- [Source excerpt]
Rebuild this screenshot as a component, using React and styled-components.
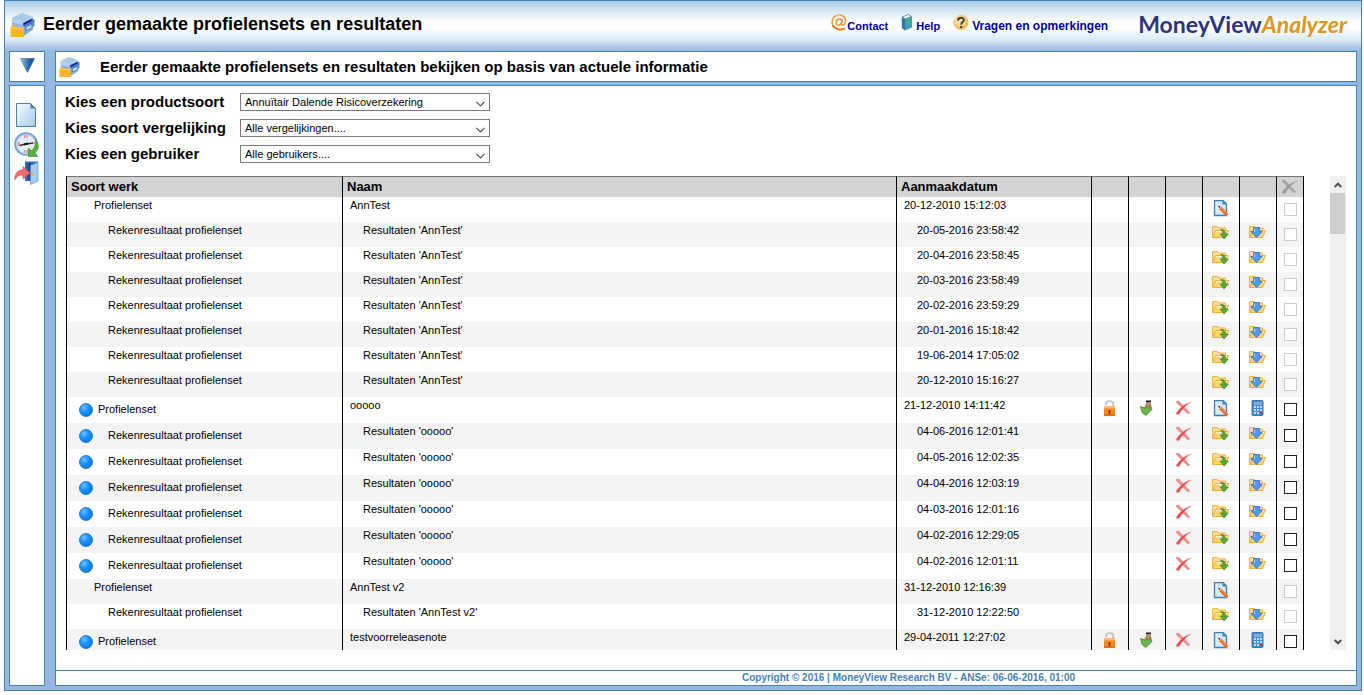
import React from 'react';
import styled, { createGlobalStyle } from 'styled-components';

const Global = createGlobalStyle`
  *, *::before, *::after { box-sizing: border-box; }
  html, body { margin: 0; padding: 0; background: #fff; }
  body { font-family: "Liberation Sans", Arial, sans-serif; color: #000; }
`;

const blue = '#4682b4';

const Frame = styled.div`
  display: flex;
  flex-direction: column;
  height: calc(100vh - 4px);
  min-height: 320px;
  margin: 0 2px 0 4px;
  border: 1px solid ${blue};
  background: #94b8e0;
`;

const Header = styled.header`
  display: flex;
  align-items: center;
  height: 50px;
  flex: none;
  padding: 0 14px 4px 5px;
  background: linear-gradient(#a9cbe8 0%, #d3e5f2 18%, #fbfdfd 40%, #fff 55%, #d9e9f4 78%, #94b8e0 100%);
`;

const PageTitle = styled.h1`
  flex: 1;
  margin: 0 0 0 8px;
  font-size: 18px;
  line-height: 24px;
  font-weight: bold;
  white-space: nowrap;
`;

const TopNav = styled.nav`
  display: flex;
  gap: 13px;
  margin-right: 30px;
  padding-top: 4px;
`;

const TopLink = styled.a`
  display: flex;
  align-items: flex-start;
  gap: ${(p) => p.$gap || 0}px;
  color: #0000a0;
  font-size: ${(p) => p.$size || 11}px;
  line-height: 24px;
  font-weight: bold;
  text-decoration: none;
  white-space: nowrap;
`;

const Logo = styled.div`
  flex: none;
  color: #2b3481;
  font-family: Lato, "Open Sans", sans-serif;
  font-size: 23px;
  line-height: 32px;
  font-weight: bold;
  white-space: nowrap;
  em { color: #dd961e; }
`;

const Body = styled.div`
  flex: 1;
  min-height: 0;
  display: grid;
  grid-template-columns: 36px minmax(0, 1fr);
  grid-template-rows: 31px minmax(0, 1fr);
  column-gap: 10px;
  row-gap: 3px;
  padding: 0 4px 4px;
`;

const Panel = styled.div`
  display: flex;
  border: 1px solid ${blue};
  background: #fff;
`;

const ToggleButton = styled.button`
  display: flex;
  align-items: center;
  justify-content: center;
  border: 1px solid ${blue};
  background: #fff;
  padding: 0 0 3px;
`;

const TitlePanel = styled(Panel)`
  align-items: center;
  padding-left: 3px;
`;

const SubTitle = styled.h2`
  margin: 0 0 0 20px;
  font-size: 15px;
  line-height: 20px;
  white-space: nowrap;
`;

const SideBar = styled(Panel)`
  flex-direction: column;
  align-items: center;
  gap: 4px;
  padding: 17px 2px 0 0;
`;

const IconButton = styled.button`
  display: flex;
  justify-content: center;
  width: 26px;
  border: 0;
  padding: 0;
  background: none;
`;

const Content = styled(Panel)`
  flex-direction: column;
`;

const Filters = styled.form`
  display: grid;
  grid-template-columns: 175px 250px;
  grid-auto-rows: 26px;
  align-items: center;
  padding: 3px 0 0 9px;
`;

const FilterLabel = styled.label`
  font-size: 15px;
  line-height: 20px;
  font-weight: bold;
  white-space: nowrap;
`;

const Select = styled.select`
  appearance: none;
  height: 18px;
  border: 1px solid #7a7a7a;
  border-radius: 0;
  padding: 0 20px 0 4px;
  background: #fff url("data:image/svg+xml,%3Csvg xmlns='http://www.w3.org/2000/svg' width='9' height='6'%3E%3Cpath d='M.5 .8L4.500 4.800L8.500 .8' fill='none' stroke='%23555' stroke-width='1.200'/%3E%3C/svg%3E") no-repeat right 4px top 7px;
  color: #000;
  font: 11px/16px "Liberation Sans", Arial, sans-serif;
`;

const ListArea = styled.div`
  flex: 1;
  min-height: 0;
  display: flex;
  justify-content: space-between;
  gap: 26px;
  margin: 9px 10px 20px 10px;
`;

const ListView = styled.div`
  flex: 1;
  min-width: 0;
  overflow: hidden;
`;

const Table = styled.table`
  width: 100%;
  table-layout: fixed;
  border-collapse: separate;
  border-spacing: 0;
`;

const Col = styled.col`
  width: ${(p) => (p.$w ? `${p.$w}px` : 'auto')};
`;

const Th = styled.th`
  height: 21px;
  border-top: 1px solid #777;
  border-left: 1px solid #000;
  padding: 0 4px;
  background: #d3d3d3;
  font-size: 13px;
  line-height: 20px;
  text-align: left;
  white-space: nowrap;
  &:last-child { border-right: 1px solid #000; }
`;

const Row = styled.tr`
  height: ${(p) => (p.$own ? 26 : 25)}px;
  background: ${(p) => (p.$shaded ? '#f4f4f4' : '#fff')};
`;

const Td = styled.td`
  border-left: 1px solid #000;
  padding: ${(p) => p.$top || 2}px 0 0 ${(p) => p.$indent || 0}px;
  vertical-align: top;
  font-size: 11px;
  line-height: 13px;
  white-space: nowrap;
`;

const KindCell = styled.div`
  display: flex;
  align-items: flex-start;
  gap: ${(p) => p.$gap}px;
`;

const IconCell = styled.td`
  border-left: 1px solid #000;
  padding: ${(p) => p.$top}px 0 0 9px;
  vertical-align: top;
  line-height: 0;
`;

const CheckCell = styled.td`
  border-left: 1px solid #000;
  border-right: 1px solid #000;
  padding: 6px 0 0 7px;
  vertical-align: top;
  line-height: 0;
`;

const Check = styled.input`
  appearance: none;
  display: block;
  width: 13px;
  height: 13px;
  margin: 0;
  border: 1px solid #222;
  background: #fff;
  &:disabled { border-color: #ccc; }
`;

const ActionButton = styled.button`
  display: block;
  border: 0;
  padding: 0;
  background: none;
  line-height: 0;
`;

const ScrollBar = styled.div`
  flex: none;
  display: flex;
  flex-direction: column;
  justify-content: space-between;
  width: 16px;
  background: #f0f0f0;
`;

const ScrollTop = styled.div`
  display: flex;
  flex-direction: column;
`;

const ScrollButton = styled.button`
  display: flex;
  align-items: center;
  justify-content: center;
  height: 17px;
  border: 0;
  padding: 0;
  background: none;
`;

const Thumb = styled.div`
  width: 15px;
  height: 41px;
  background: #cdcdcd;
`;

const Footer = styled.footer`
  flex: none;
  height: 15px;
  border-top: 1px solid ${blue};
  padding-left: 405px;
  color: ${blue};
  font-size: 10px;
  line-height: 14px;
  font-weight: bold;
  text-align: center;
  white-space: nowrap;
`;

const BoxIcon = ({ size }) => (
  <svg width={size} height={size} viewBox="0 0 24 24" aria-hidden="true">
    <path d="M2 5.500L11.500 1L22 4.500L13 9.500Z" fill="#a9cbe9" />
    <path d="M2 5.500L13 9.500V23L2 18Z" fill="#8ab7e0" />
    <path d="M2 5.500L13 9.500V13L2 10Z" fill="#b4d2ee" />
    <path d="M13 9.500L22 5V17L13 23Z" fill="#7fa9d4" />
    <path d="M12.500 11L21 6.500L23.500 7.500V10L14.500 14.500L12.500 13.500Z" fill="#4a7db8" />
    <path d="M12.500 11L20.500 7L21 8.500L13 12.700Z" fill="#14149c" />
    <path d="M14 14.500L23.500 9.700V13.500L14.500 19Z" fill="#5a8fc6" />
    <path d="M16 15L20.500 12.700V14.500L16 17Z" fill="#e4effa" />
    <path d="M.5 14.500L2 13H5.500L7 14.500H13.500V24H.5Z" fill="#fdb42a" />
    <path d="M1 15.500H13" stroke="#ffd466" />
  </svg>
);

const AtIcon = () => (
  <svg width="16" height="17" viewBox="0 0 16 17" aria-hidden="true">
    <path d="M14 14.300C10 16.800 1.300 16 1.200 8.500C1 3.500 4.500 1 8.200 1C12.500 1 15 4 14.600 7.500C14.200 11.500 10.300 12.200 10.600 9.500L11.400 4.800M10.800 7.500C10.500 3.700 5.200 4.300 5 8.700C5 12.300 9.700 12 10.600 8.500" fill="none" stroke="#f7943a" strokeWidth="1.500" />
    <path d="M2 6C3 2.500 6 1.300 9 1.300" fill="none" stroke="#fbc59a" />
    <path d="M2 11C3.500 15.500 10 16.500 14 14.300" fill="none" stroke="#f47a10" strokeWidth="1.800" />
  </svg>
);

const BookIcon = () => (
  <svg width="12" height="17" viewBox="0 0 12 17" aria-hidden="true">
    <path d="M1 3L7.500 .5L10.500 2.500L4 5Z" fill="#eef6fb" stroke="#3b7fae" strokeWidth=".8" />
    <path d="M.8 3L4 5V16.500L.8 14Z" fill="#2f76ac" />
    <path d="M4 5L11 2.500V13.500L4 16.500Z" fill="#4f93c6" />
    <path d="M6 7.500C6.300 5 9.500 4.500 9.500 6.500C9.500 8.300 7.800 8 7.800 10.500M7.600 12V13.500" fill="none" stroke="#22c55a" strokeWidth="1.500" />
  </svg>
);

const QuestionIcon = () => (
  <svg width="16" height="17" viewBox="0 0 17 17" aria-hidden="true">
    <circle cx="8.500" cy="8.500" r="8" fill="#f6bd52" />
    <circle cx="7.500" cy="7" r="6" fill="#fcdf9c" />
    <path d="M5.300 6.300C5.300 2.500 11.700 2.500 11.500 6C11.400 8 8.700 8 8.700 10.800" fill="none" stroke="#3d3d48" strokeWidth="2.100" />
    <circle cx="8.700" cy="13.200" r="1.300" fill="#3d3d48" />
  </svg>
);

const DownTriangle = () => (
  <svg width="15" height="15" viewBox="0 0 15 15" aria-hidden="true">
    <defs>
      <linearGradient id="tri"><stop offset="0" stopColor="#a5cdee" /><stop offset=".55" stopColor="#2a6eb4" /><stop offset="1" stopColor="#0b4288" /></linearGradient>
    </defs>
    <path d="M.5 .5H14.500L7.500 14.500Z" fill="url(#tri)" stroke="#2c69a8" strokeWidth=".6" />
  </svg>
);

const PageIcon = () => (
  <svg width="20" height="25" viewBox="0 0 20 25" aria-hidden="true">
    <defs>
      <linearGradient id="pg" x1="0" y1="0" x2="1" y2="1"><stop offset="0" stopColor="#f7fbfe" /><stop offset="1" stopColor="#a3cbeb" /></linearGradient>
    </defs>
    <path d="M.5 .5H14.500L19.500 5.500V23.500H.5Z" fill="url(#pg)" stroke="#4a7fae" />
    <path d="M14.500 .5V5.500H19.500Z" fill="#487ba8" />
  </svg>
);

const ClockIcon = () => (
  <svg width="25" height="25" viewBox="0 0 25 25" aria-hidden="true">
    <circle cx="12" cy="12" r="11" fill="#b3d3f1" stroke="#6a9fd2" strokeWidth="1.500" />
    <circle cx="12" cy="12" r="8.800" fill="#e2eefa" />
    <path d="M10.800 3V6M13.200 3V6M10.800 18V21M13.200 18V21M3.500 11H6M3.500 13H6M18.500 11H21" stroke="#f08080" strokeWidth="1.300" />
    <path d="M5.500 13.500L12 12L19 11" fill="none" stroke="#3a2a2a" strokeWidth="1.300" />
    <path d="M10 12.500L14 11.500" stroke="#111" strokeWidth="2.200" />
    <path d="M22 7.500C26 14 24 19 21 20.500L23.500 24.500H14.500V16L17.500 18.500C20 17 22 13 22 7.500Z" fill="#58b03e" stroke="#2e8422" strokeWidth=".6" />
  </svg>
);

const ExitIcon = () => (
  <svg width="25" height="24" viewBox="0 0 25 24" aria-hidden="true">
    <path d="M11 .5H24V20H11Z" fill="#2f6db5" />
    <path d="M13.500 2H17V19H13.500Z" fill="#1d4f92" />
    <path d="M16.500 4.500L24 1V20L16.500 23.500Z" fill="#a3cdf1" stroke="#4c8ccb" strokeWidth=".6" />
    <circle cx="18.500" cy="13.500" r="1.200" fill="#f2a73a" />
    <path d="M.6 19C.8 12 4 8.800 9 8.800V5.500L16 12L9 18V14C5 13.800 2.500 15.500 .6 19Z" fill="#f26a6a" stroke="#d94848" strokeWidth=".6" />
  </svg>
);

const BallIcon = () => (
  <svg width="14" height="14" viewBox="0 0 14 14" aria-hidden="true">
    <defs>
      <radialGradient id="ball" cx=".35" cy=".3" r=".75"><stop offset="0" stopColor="#6cc1ff" /><stop offset=".5" stopColor="#1490fb" /><stop offset="1" stopColor="#0a78ea" /></radialGradient>
    </defs>
    <circle cx="7" cy="7" r="6.500" fill="url(#ball)" stroke="#1668be" strokeWidth=".8" />
  </svg>
);

const LockIcon = () => (
  <svg width="17" height="16" viewBox="0 0 17 16" aria-hidden="true">
    <path d="M5 5V3.500C5 .2 12.200 .2 12.200 3.500V7" fill="none" stroke="#c2c2c2" strokeWidth="1.800" />
    <rect x="3" y="6.500" width="11" height="9.500" fill="#fb8a1e" />
    <path d="M3 7.500H14" stroke="#ffb970" strokeWidth="2" />
    <path d="M3 15H14" stroke="#ea7410" strokeWidth="2" />
    <path d="M7.500 11H9.500M8.500 11V14.500" stroke="#7d2f00" strokeWidth="1.400" />
  </svg>
);

const HandIcon = () => (
  <svg width="17" height="16" viewBox="0 0 17 16" aria-hidden="true">
    <path d="M8 .5H13V2.500H8Z" fill="#171717" />
    <path d="M8.500 2.500H12.500L14 7.500L11.500 10L6 7.500Z" fill="#cf9272" />
    <path d="M2.500 6.500L7 8L12 6L14 9.500L8 15.500L4 12.500Z" fill="#6cb64e" stroke="#3f8b2b" strokeWidth=".8" />
    <path d="M9.500 3L7.500 8.500M12 3.500L11 9" stroke="#a86f52" />
  </svg>
);

const CrossIcon = ({ grey }) => (
  <svg width="17" height="16" viewBox="0 0 17 16" aria-hidden="true">
    <path d="M.8 1.800L3.500 1L9 6.500L14.800 13L12.800 13.800L7 8.300Z" fill={grey ? '#a8a8a8' : '#f58b8b'} stroke={grey ? '#999' : '#e76b6b'} strokeWidth=".4" />
    <path d="M16 2C11.500 4.500 6.500 9.800 3.800 14.500L1 14C3.500 9.500 8.500 4 16 2Z" fill={grey ? '#9a9a9a' : '#f0484e'} stroke={grey ? '#999' : '#e76b6b'} strokeWidth=".4" />
  </svg>
);

const EditIcon = () => (
  <svg width="17" height="17" viewBox="0 0 17 17" aria-hidden="true">
    <path d="M2.500 .7H11.300L14.500 4V15.500H2.500Z" fill="#d5e9f8" stroke="#3f7fb4" strokeWidth="1.300" />
    <path d="M10.500 .7V4.500H14.500Z" fill="#3f7fb4" />
    <path d="M7 6.500L10 7.300L16.500 14L14.300 16.300L7.600 9.500Z" fill="#f0641a" />
    <path d="M9.300 8L15.300 14" stroke="#ffb070" strokeWidth="1" />
    <path d="M6.500 6L9.500 7L7.600 9Z" fill="#f5d9b0" />
    <path d="M6.300 5.800L8.400 6.500L7 8Z" fill="#111" />
  </svg>
);

const FolderBase = () => (
  <>
    <path d="M.6 12.500V1.600H5.500L7 3H13.500V12.500Z" fill="#ffe09a" stroke="#f2ad3a" />
    <path d="M.8 12.500L3.500 5.500H16.500L13.500 12.500Z" fill="#ffd474" stroke="#f2ad3a" />
    <path d="M4 6.500H15" stroke="#fff3cb" />
  </>
);

const FolderGreen = () => (
  <svg width="17" height="15" viewBox="0 0 17 15" aria-hidden="true">
    <FolderBase />
    <path d="M8.500 4.500C12 4 13.500 6 13.500 9H16.300L12 14L8 9H10.700C10.700 7 10.500 5.800 8.500 4.500Z" fill="#56a83a" stroke="#2f7e1d" strokeWidth=".6" />
  </svg>
);

const FolderBlue = () => (
  <svg width="17" height="15" viewBox="0 0 17 15" aria-hidden="true">
    <FolderBase />
    <path d="M4.500 2.500H10.500V6.500H13.200L7.500 12.500L1.800 6.500H4.500Z" fill="#4b9bf8" stroke="#2f6fce" strokeWidth=".8" />
    <path d="M5.500 3.500V7" stroke="#a8d1ff" />
  </svg>
);

const CalcIcon = () => (
  <svg width="17" height="17" viewBox="0 0 17 17" aria-hidden="true">
    <rect x="3" y=".5" width="11" height="15" rx="1" fill="#4a88cf" stroke="#3d74b8" />
    <rect x="5" y="2" width="8" height="3" fill="#7fb0e2" />
    {[6, 9, 12].map((y) => [5, 8, 11].map((x) => (
      <rect key={`${x}-${y}`} x={x} y={y} width="2" height="2" fill={x > 10 && y > 11 ? '#ee2222' : '#c4dff8'} />
    )))}
  </svg>
);

const Chevron = ({ up }) => (
  <svg width="8" height="6" viewBox="0 0 8 6" aria-hidden="true">
    <path d={up ? 'M.7 5L4 1.700L7.300 5' : 'M.7 1L4 4.300L7.300 1'} fill="none" stroke="#505050" strokeWidth="2" />
  </svg>
);

const result = (name, date, own) => ({ kind: 'Rekenresultaat profielenset', name: `Resultaten '${name}'`, date, own, child: true });
const set = (name, date, own) => ({ kind: 'Profielenset', name, date, own, child: false });

const rows = [
  set('AnnTest', '20-12-2010 15:12:03', false),
  result('AnnTest', '20-05-2016 23:58:42', false),
  result('AnnTest', '20-04-2016 23:58:45', false),
  result('AnnTest', '20-03-2016 23:58:49', false),
  result('AnnTest', '20-02-2016 23:59:29', false),
  result('AnnTest', '20-01-2016 15:18:42', false),
  result('AnnTest', '19-06-2014 17:05:02', false),
  result('AnnTest', '20-12-2010 15:16:27', false),
  set('ooooo', '21-12-2010 14:11:42', true),
  result('ooooo', '04-06-2016 12:01:41', true),
  result('ooooo', '04-05-2016 12:02:35', true),
  result('ooooo', '04-04-2016 12:03:19', true),
  result('ooooo', '04-03-2016 12:01:16', true),
  result('ooooo', '04-02-2016 12:29:05', true),
  result('ooooo', '04-02-2016 12:01:11', true),
  set('AnnTest v2', '31-12-2010 12:16:39', false),
  result('AnnTest v2', '31-12-2010 12:22:50', false),
  set('testvoorreleasenote', '29-04-2011 12:27:02', true),
];

const filters = [
  { id: 'product', label: 'Kies een productsoort', value: 'Annuïtair Dalende Risicoverzekering' },
  { id: 'compare', label: 'Kies soort vergelijking', value: 'Alle vergelijkingen....' },
  { id: 'user', label: 'Kies een gebruiker', value: 'Alle gebruikers....' },
];

const columns = [276, 0, 195, 37, 37, 37, 37, 37, 28];

const Action = ({ label, top, children }) => (
  <IconCell $top={top}>
    {children && <ActionButton type="button" aria-label={label}>{children}</ActionButton>}
  </IconCell>
);

const ListRow = ({ row, shaded }) => {
  const { own, child } = row;
  return (
    <Row $own={own} $shaded={shaded}>
      {own ? (
        <Td $top={6} $indent={12}>
          <KindCell $gap={child ? 15 : 5}><BallIcon />{row.kind}</KindCell>
        </Td>
      ) : (
        <Td $indent={child ? 41 : 27}>{row.kind}</Td>
      )}
      <Td $indent={child ? 20 : 7}>{row.name}</Td>
      <Td $indent={child ? 20 : 7}>{row.date}</Td>
      <Action label="Ontgrendelen" top={3}>{own && !child && <LockIcon />}</Action>
      <Action label="Overdragen" top={3}>{own && !child && <HandIcon />}</Action>
      <Action label="Verwijderen" top={3}>{own && <CrossIcon />}</Action>
      <Action label="Openen" top={3}>{child ? <FolderGreen /> : <EditIcon />}</Action>
      <Action label="Berekenen" top={3}>{child ? <FolderBlue /> : own && <CalcIcon />}</Action>
      <CheckCell><Check type="checkbox" disabled={!own} aria-label={`Selecteer ${row.name}`} /></CheckCell>
    </Row>
  );
};

export default function App() {
  return (
    <>
      <Global />
      <Frame>
        <Header>
          <BoxIcon size={25} />
          <PageTitle>Eerder gemaakte profielensets en resultaten</PageTitle>
          <TopNav>
            <TopLink href="#contact"><AtIcon />Contact</TopLink>
            <TopLink href="#help" $gap={3}><BookIcon />Help</TopLink>
            <TopLink href="#vragen" $gap={3} $size={12}><QuestionIcon />Vragen en opmerkingen</TopLink>
          </TopNav>
          <Logo>MoneyView<em>Analyzer</em></Logo>
        </Header>
        <Body>
          <ToggleButton type="button" aria-label="Menu"><DownTriangle /></ToggleButton>
          <TitlePanel>
            <BoxIcon size={21} />
            <SubTitle>Eerder gemaakte profielensets en resultaten bekijken op basis van actuele informatie</SubTitle>
          </TitlePanel>
          <SideBar>
            <IconButton type="button" aria-label="Nieuw"><PageIcon /></IconButton>
            <IconButton type="button" aria-label="Eerdere resultaten"><ClockIcon /></IconButton>
            <IconButton type="button" aria-label="Afsluiten"><ExitIcon /></IconButton>
          </SideBar>
          <Content>
            <Filters>
              {filters.map((f) => (
                <React.Fragment key={f.id}>
                  <FilterLabel htmlFor={f.id}>{f.label}</FilterLabel>
                  <Select id={f.id}><option>{f.value}</option></Select>
                </React.Fragment>
              ))}
            </Filters>
            <ListArea>
              <ListView>
                <Table>
                  <colgroup>{columns.map((w, i) => <Col key={i} $w={w} />)}</colgroup>
                  <thead>
                    <tr>
                      <Th>Soort werk</Th><Th>Naam</Th><Th>Aanmaakdatum</Th>
                      <Th /><Th /><Th /><Th /><Th />
                      <Th><ActionButton type="button" aria-label="Selectie verwijderen"><CrossIcon grey /></ActionButton></Th>
                    </tr>
                  </thead>
                  <tbody>
                    {rows.map((row, i) => <ListRow key={i} row={row} shaded={i % 2 === 1} />)}
                  </tbody>
                </Table>
              </ListView>
              <ScrollBar>
                <ScrollTop>
                  <ScrollButton type="button" aria-label="Omhoog"><Chevron up /></ScrollButton>
                  <Thumb />
                </ScrollTop>
                <ScrollButton type="button" aria-label="Omlaag"><Chevron /></ScrollButton>
              </ScrollBar>
            </ListArea>
            <Footer>Copyright © 2016 | MoneyView Research BV - ANSe: 06-06-2016, 01:00</Footer>
          </Content>
        </Body>
      </Frame>
    </>
  );
}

- [To do]
Give a single number: the count of lines above that include the word "React".

- [Result below]
4